If anything, the Labour leadership in Westminster has not shown enough interest in what has happened to its party in Scotland. Towards the end of the referendum campaign a senior shadow cabinet member from Westminster told me that for many years a clear instruction had come from their colleagues in Scotland: “Keep away!” The instruction was obeyed. The once mighty Labour Party in Scotland went into decline, and there was virtually no intervention from Westminster even though the collapse in support was bound to have an impact on Labour’s chances of ruling across the UK.

Westminster leaders are in a no-win situation. If they keep out of the way when there are problems with their party in a part of the UK where power is devolved they are accused of being neglectful. If they show an active interest, they are accused of interfering in areas that are none of their business. Miliband has been accused of both, sometimes simultaneously.

The stormy relations are the consequence of devolution that followed the 1997 election. The recent referendum in Scotland plays a big part in the specific crisis currently facing Labour, but it is only an element in a much wider saga. The clash between Westminster and party hierarchies in other parts of the UK could arise with any party and leader at any time. At the moment crises are more likely to erupt within Labour because it happens to be the party with more at stake in Scotland, Wales and London, the three areas where power was devolved – to varying degrees – after 1997.

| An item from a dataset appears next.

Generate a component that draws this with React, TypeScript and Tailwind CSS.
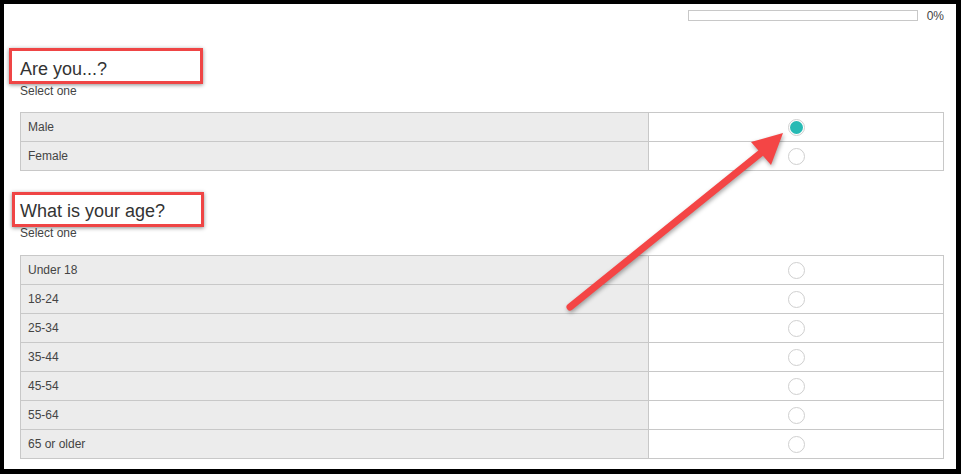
import React from "react";

const ff = { fontFamily: '"Liberation Sans", Arial, sans-serif' };

function Radio({ checked }: { checked?: boolean }) {
  return (
    <div className="w-[17px] h-[17px] rounded-full border border-[#cfcfcf] bg-white p-[1px] box-border">
      {checked && <div className="w-full h-full rounded-full bg-[#27bab4]" />}
    </div>
  );
}

function Table({ rows, checked }: { rows: string[]; checked?: number }) {
  return (
    <div className="w-[924px] border border-[#c8c8c8] flex flex-col">
      {rows.map((r, i) => (
        <div key={r} className={i > 0 ? "flex h-[29px] border-t border-[#c8c8c8]" : "flex h-[28px]"}>
          <div className="w-[628px] bg-[#ececec] border-r border-[#c8c8c8] flex items-center pl-[7px] text-[12px] text-[#444]">
            {r}
          </div>
          <div className="flex-1 flex items-center justify-center bg-white">
            <Radio checked={checked === i} />
          </div>
        </div>
      ))}
    </div>
  );
}

function Heading({ text, box }: { text: string; box: string }) {
  return (
    <div className="relative text-[18px] leading-[20px] text-[#333]">
      {text}
      <div className={"absolute border-[3px] border-[#ef4545] shadow-[0_1px_4px_rgba(0,0,0,0.45)] " + box} />
    </div>
  );
}

export default function App() {
  return (
    <div
      style={ff}
      className="w-[961px] h-[474px] box-border border-t-4 border-l-4 border-r-[5px] border-b-[5px] border-black bg-white relative overflow-hidden"
    >
      <div className="flex flex-col pl-[16px] pr-[12px] pt-[6px]">
        <div className="flex items-center justify-end h-[11px]">
          <div className="w-[230px] h-[11px] border border-[#c8c8c8] bg-white" />
          <div className="ml-[9px] text-[12px] leading-[12px] text-[#444]">0%</div>
        </div>

        <div className="mt-[38px]">
          <Heading text="Are you...?" box="left-[-11px] top-[-11px] w-[194px] h-[36px]" />
          <div className="mt-[5px] text-[12px] leading-[14px] text-[#444]">Select one</div>
          <div className="mt-[14px]">
            <Table rows={["Male", "Female"]} checked={0} />
          </div>
        </div>

        <div className="mt-[30px]">
          <Heading text="What is your age?" box="left-[-8px] top-[-9px] w-[192px] h-[35px]" />
          <div className="mt-[5px] text-[12px] leading-[14px] text-[#444]">Select one</div>
          <div className="mt-[15px]">
            <Table rows={["Under 18", "18-24", "25-34", "35-44", "45-54", "55-64", "65 or older"]} />
          </div>
        </div>
      </div>

      <svg
        className="absolute left-[-4px] top-[-4px] pointer-events-none"
        width="961"
        height="474"
        style={{ filter: "drop-shadow(1px 2px 2px rgba(0,0,0,0.35))" }}
      >
        <line x1="570" y1="307" x2="762" y2="152" stroke="#f44545" strokeWidth="7" strokeLinecap="round" />
        <polygon points="783,133 751,142 771,165" fill="#f44545" />
      </svg>
    </div>
  );
}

Indeed, the current tensions between Miliband’s office and the Scottish Labour Party have some echoes with Tony Blair’s attempts to impose a candidate on the London Labour Party during the first London mayoral election in 2000. Blair blocked Ken Livingstone from being his party’s candidate, fearing wrongly that Livingstone’s candidacy would signal a return to the party’s vote-losing habits in the 1980s. Later Blair admitted he made a mistake. But as leader Blair had a right to intervene, and arguably a duty to do so, even if he misjudged what form his intervention should take. Yes, he had devolved power to a mayor of London, but he was still leader of the Labour Party and at no point had he made the London Labour Party autonomous.

If Miliband’s office was as lofty as to treat the Scottish Labour Party as a branch office it needs to tread more sensitively in the future. But he and his office had every right to intervene given the decline in support for Labour in Scotland. As for Lamont’s specific criticism, the bedroom tax was a policy passed in the UK Parliament. It was for Miliband to decide what Labour’s line should be. Lamont was not in a position to pre-empt him even if she was impatient for him to make a decision.

The calls from several senior Labour figures in Scotland for their party to become autonomous are illogical and dangerous. Voters in Scotland might not be thrilled, but the election in 2015 is for the parliament in Westminster. In 2016 they get their chance to elect a newly powerful parliament in Edinburgh.

For the election next year, the Labour Party must dance to the same tunes in England and Scotland. It cannot advance different positions in relation to the bedroom tax or, say, Europe, and then form a single government at Westminster with a single policy on such huge issues. If there are separate, autonomous parties we might as well have separate, independent countries.

Perhaps the current row with Labour is another step towards such a break-up. I have been to Scotland twice since the referendum and on both occasions bumped into No voters who regret their decision. They feel duped by David Cameron, who to some extent represents Westminster and all the parties that hope to rule from there. As Labour suffers in the fall-out, Miliband panics and urges Scottish Labour to get its act together. Meanwhile, Scottish Labour suggests that it is Miliband who is the problem. At a time when all the parties are pledging to give away more power from the centre, the UK struggles still with the messy consequences of earlier attempts at devolution.